Repeat exactly the lines of the entries below from the one with "Generate a component" through the one with "The picture is", both ends included, and nothing else.

** begin Extracted records **

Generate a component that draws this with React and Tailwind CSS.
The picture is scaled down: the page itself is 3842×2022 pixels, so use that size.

** end Extracted records **
** begin Extracted records **

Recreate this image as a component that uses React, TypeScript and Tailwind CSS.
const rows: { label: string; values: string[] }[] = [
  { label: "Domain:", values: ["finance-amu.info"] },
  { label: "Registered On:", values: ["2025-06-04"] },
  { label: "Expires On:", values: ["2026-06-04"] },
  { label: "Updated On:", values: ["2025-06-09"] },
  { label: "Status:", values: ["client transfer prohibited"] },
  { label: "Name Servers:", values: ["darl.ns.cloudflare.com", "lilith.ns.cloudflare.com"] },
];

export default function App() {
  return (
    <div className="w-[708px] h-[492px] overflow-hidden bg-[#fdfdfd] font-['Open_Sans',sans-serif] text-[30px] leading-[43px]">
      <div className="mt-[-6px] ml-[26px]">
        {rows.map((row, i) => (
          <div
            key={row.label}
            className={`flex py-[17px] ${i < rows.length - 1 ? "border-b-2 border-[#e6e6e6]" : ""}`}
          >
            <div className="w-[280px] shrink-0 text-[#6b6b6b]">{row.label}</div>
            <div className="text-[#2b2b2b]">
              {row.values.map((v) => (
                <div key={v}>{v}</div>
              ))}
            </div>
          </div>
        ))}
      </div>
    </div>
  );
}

** end Extracted records **

*Answer in full*
Generate a component that draws this with React and Tailwind CSS.
The picture is scaled down: the page itself is 3842×2022 pixels, so use that size.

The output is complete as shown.